Overall, core markets continue to attract most investment, with the UK, France and Germany seeing 60% of all activity in the first half of the year, modestly down on the 62% seen in 2011. However, while the big three saw volumes rise 12.3% thanks to a strong increase in France, the Nordics have been the biggest winners – pushing up to an 18% market share, ahead of Germany for the first time since 2008. At the other end of the risk spectrum, Eastern Europe also saw a strong rise and took a near 7% market share, with Russia the powerhouse behind those figures.
Looking ahead, Hutchings noted, “Prospects for the rest of the year have been cut despite the positive yield gap property enjoys over bonds. However, at least some investors are finding their way through the impasse created by stock and finance shortages as well as slow decision making and this gives us some confidence that deal levels will at least be maintained.
“Europe’s current woes should prove to be a short term issue – or even an opportunity – and while a miracle cure for European problems does not exist, in our opinion the euro zone will not disintegrate – the economic, social and political costs of failure are just too high.

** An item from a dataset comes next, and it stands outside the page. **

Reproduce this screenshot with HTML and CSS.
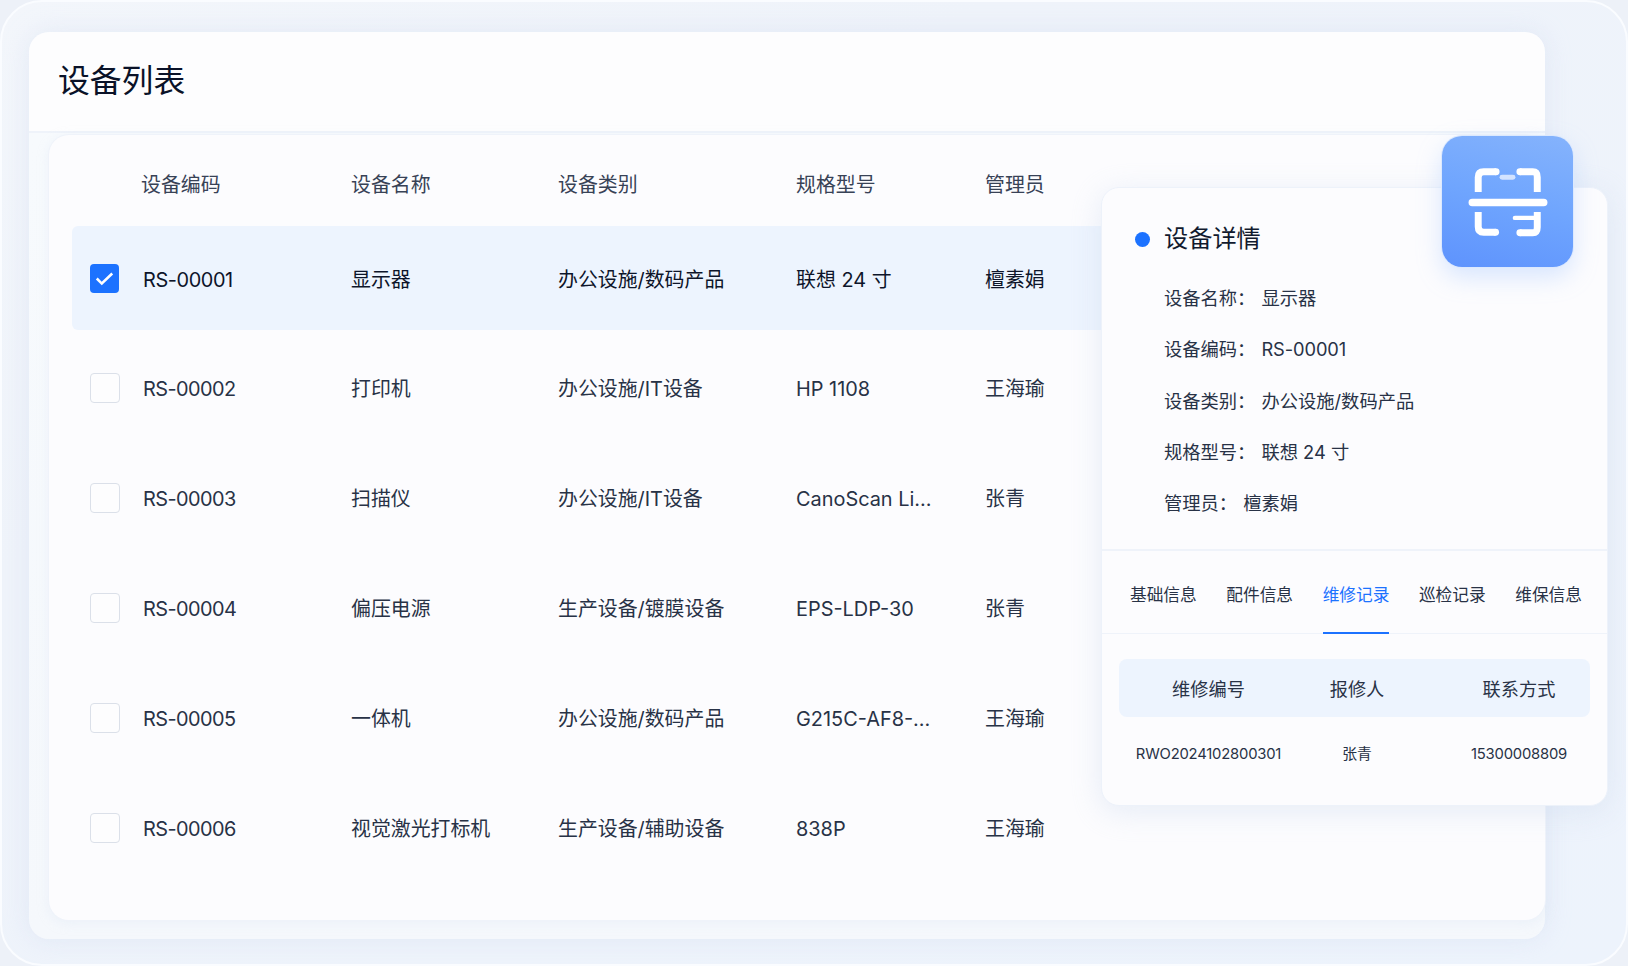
FILE: index.html
```html
<!DOCTYPE html>
<html lang="zh-CN">
<head>
    <meta charset="UTF-8">
    <title>设备列表</title>
    <link rel="stylesheet" href="styles.css">
</head>
<body>
    <div class="stage">
        <div class="card">
            <h1 class="card-title">设备列表</h1>
            <div class="table">
                <div class="row head">
                    <span></span><span>设备编码</span><span>设备名称</span><span>设备类别</span><span>规格型号</span><span>管理员</span>
                </div>
                <div class="row selected">
                    <span class="check checked"><svg width="29" height="29" viewBox="0 0 30 30"><path d="M7 15l5.2 5.2L23 9.8" fill="none" stroke="#fff" stroke-width="2.6"/></svg></span>
                    <span class="code">RS-00001</span><span>显示器</span><span>办公设施/数码产品</span><span>联想 24 寸</span><span>檀素娟</span>
                </div>
                <div class="row">
                    <span class="check"></span>
                    <span class="code">RS-00002</span><span>打印机</span><span>办公设施/IT设备</span><span class="model">HP 1108</span><span>王海瑜</span>
                </div>
                <div class="row">
                    <span class="check"></span>
                    <span class="code">RS-00003</span><span>扫描仪</span><span>办公设施/IT设备</span><span class="model">CanoScan Li...</span><span>张青</span>
                </div>
                <div class="row">
                    <span class="check"></span>
                    <span class="code">RS-00004</span><span>偏压电源</span><span>生产设备/镀膜设备</span><span class="model">EPS-LDP-30</span><span>张青</span>
                </div>
                <div class="row">
                    <span class="check"></span>
                    <span class="code">RS-00005</span><span>一体机</span><span>办公设施/数码产品</span><span class="model">G215C-AF8-...</span><span>王海瑜</span>
                </div>
                <div class="row">
                    <span class="check"></span>
                    <span class="code">RS-00006</span><span>视觉激光打标机</span><span>生产设备/辅助设备</span><span class="model">838P</span><span>王海瑜</span>
                </div>
            </div>
        </div>

        <!-- detail panel floats over the list -->
        <div class="detail">
            <div class="info">
                <h2 class="detail-title">设备详情</h2>
                <p>设备名称：<span>显示器</span></p>
                <p>设备编码：<span class="info-code">RS-00001</span></p>
                <p>设备类别：<span>办公设施/数码产品</span></p>
                <p>规格型号：<span>联想 24 寸</span></p>
                <p>管理员：<span>檀素娟</span></p>
            </div>
            <div class="tabs">
                <span>基础信息</span>
                <span>配件信息</span>
                <span class="active">维修记录</span>
                <span>巡检记录</span>
                <span>维保信息</span>
            </div>
            <div class="record record-head"><span>维修编号</span><span>报修人</span><span>联系方式</span></div>
            <div class="record"><span class="num">RWO2024102800301</span><span>张青</span><span class="num">15300008809</span></div>
        </div>

        <div class="scan">
            <svg width="131" height="131" viewBox="0 0 132 132">
                <g fill="none" stroke="#fff" stroke-width="7" stroke-linejoin="round">
                    <path d="M36.500 56.500V41.500q0-5.500 5.500-5.500h12.500"/>
                    <path d="M78.500 36h13q4.500 0 4.500 5.500v15"/>
                    <path d="M36.500 76.500v15q0 5.500 5.500 5.500h12"/>
                    <path d="M78.500 97.500h13q4.500 0 4.500-5.500V76.500"/>
                    <path d="M30.500 67h72" stroke-width="7.500" stroke-linecap="round"/>
                    <path d="M73.500 82.500h21" stroke-width="4.500" stroke-linecap="round"/>
                </g>
                <g fill="#fff">
                    <circle cx="54.500" cy="36" r="3.500"/>
                    <circle cx="78.500" cy="36" r="3.500"/>
                    <circle cx="54" cy="97" r="3.500"/>
                    <circle cx="78.500" cy="97.500" r="3.500"/>
                </g>
                <rect x="58" y="39" width="16" height="5" rx="2.500" fill="#d3e3ff"/>
            </svg>
        </div>
    </div>
</body>
</html>
```
FILE: styles.css
```css
* {
    box-sizing: border-box;
}
body {
    margin: 0;
    background-color: #edf1f8;
    color: #283246;
    font-family: Inter, "Noto Sans CJK SC", sans-serif;
    font-size: 19.9px;
}
h1, h2, p {
    margin: 0;
    font-weight: 400;
}
.stage {
    position: relative;
    width: 1628px;
    height: 966px;
    padding: 30px 81px 25px 27px;
    border: 2px solid #fafcff;
    border-radius: 42px;
    background: linear-gradient(150deg, #f3f6fb 0%, #eff3fa 30%, #edf3fc 100%);
    overflow: hidden;
}
.card {
    height: 907px;
    border-radius: 20px;
    background: linear-gradient(#fdfdfe 100px, #f7fafd 101px, #f5f8fc);
    box-shadow: 0 0 24px rgba(205, 218, 240, 0.4);
}
.card-title {
    height: 101px;
    padding-left: 29px;
    border-bottom: 2px solid #eff3fa;
    color: #0a1228;
    font-size: 31.800px;
    line-height: 97px;
}

/* device table */
.table {
    height: 785px;
    margin: 2px 0 0 20px;
    padding-left: 23px;
    border-radius: 20px;
    background-color: #fcfcfe;
    box-shadow: 0 0 0 1px #eff3fa, 0 3px 12px rgba(215, 226, 243, 0.35);
}
.row {
    display: grid;
    grid-template-columns: 51px 210px 207px 238px 189px 1fr;
    align-items: center;
    height: 110px;
    padding-left: 18px;
    white-space: nowrap;
}
.row.head {
    height: 91px;
    padding-top: 8px;
    line-height: 30px;
    color: #384256;
}
.row.selected {
    height: 104px;
    margin-bottom: 2px;
    border-radius: 6px;
    background-color: #edf4fe;
    color: #0d152a;
}
.code {
    padding: 3px 0 0 2px;
    letter-spacing: -0.55px;
}
.selected .code {
    letter-spacing: -0.4px;
}
.model {
    padding-top: 3px;
}
.check {
    width: 30px;
    height: 30px;
    margin-top: 1px;
    border: 1px solid #dbe0e9;
    border-radius: 4px;
    background-color: #fdfdfe;
}
.checked {
    width: 29px;
    height: 29px;
    border: none;
    background-color: #1c72ff;
}
.checked svg {
    display: block;
}

/* detail panel */
.detail {
    position: absolute;
    left: 1099px;
    top: 185px;
    width: 507px;
    height: 619px;
    border: 1px solid #edf2fa;
    border-radius: 18px;
    background-color: #fcfcfe;
    box-shadow: 0 6px 30px rgba(205, 217, 238, 0.45);
    font-size: 18.300px;
}
.info {
    height: 363px;
    padding: 26px 0 0 62px;
    border-bottom: 2px solid #eff3fa;
}
.detail-title {
    display: flex;
    align-items: center;
    height: 50px;
    margin: 0 0 9px -29px;
    color: #111a2e;
    font-size: 24.200px;
    line-height: 44px;
}
.detail-title::before {
    content: "";
    width: 15px;
    height: 15px;
    margin-right: 14px;
    border-radius: 50%;
    background-color: #1c72ff;
}
.info p {
    height: 51.300px;
    line-height: 51.800px;
}
.info p span {
    margin-left: 6px;
}
.info-code {
    letter-spacing: -0.1px;
}
.tabs {
    display: flex;
    justify-content: space-between;
    height: 83px;
    padding: 0 25px 0 28px;
    border-bottom: 1px solid #eff3fa;
    font-size: 16.700px;
    line-height: 89px;
}
.tabs .active {
    height: 83px;
    border-bottom: 2px solid #1c72ff;
    color: #1c72ff;
}
.record {
    display: grid;
    grid-template-columns: 179px 118px 1fr;
    align-items: center;
    height: 71px;
    margin: 0 17px;
    text-align: center;
    font-size: 14.800px;
}
.record span:last-child {
    padding-left: 32px;
}
.record-head {
    height: 58px;
    margin-top: 25px;
    border-radius: 8px;
    background-color: #edf4fe;
    font-size: 18.200px;
}
.record .num {
    padding-top: 2px;
    letter-spacing: -0.2px;
}

/* scan tile */
.scan {
    position: absolute;
    left: 1440px;
    top: 134px;
    width: 131px;
    height: 131px;
    border-radius: 20px;
    background: linear-gradient(15deg, #5e93fd, #6fa5fe 50%, #85b3fc);
    box-shadow: 0 0 0 1px #dce9fe, 0 10px 24px rgba(150, 190, 255, 0.35);
}
```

Hence while Q3 may be quiet due both to the holiday period and the run-off from the debt crisis, we still expect a solid pick up in Q4 and deal volumes for the year overall of around €112bn, 11% down on 2011.”
“We may soon start see a steady rise in the volume of assets than the banks and others are bringing to the market, possibly led in continental Europe by Spain as its banking rescue plan works through. While not a deluge, this could at least mark the start of an upturn in supply that will gather pace in 2013.”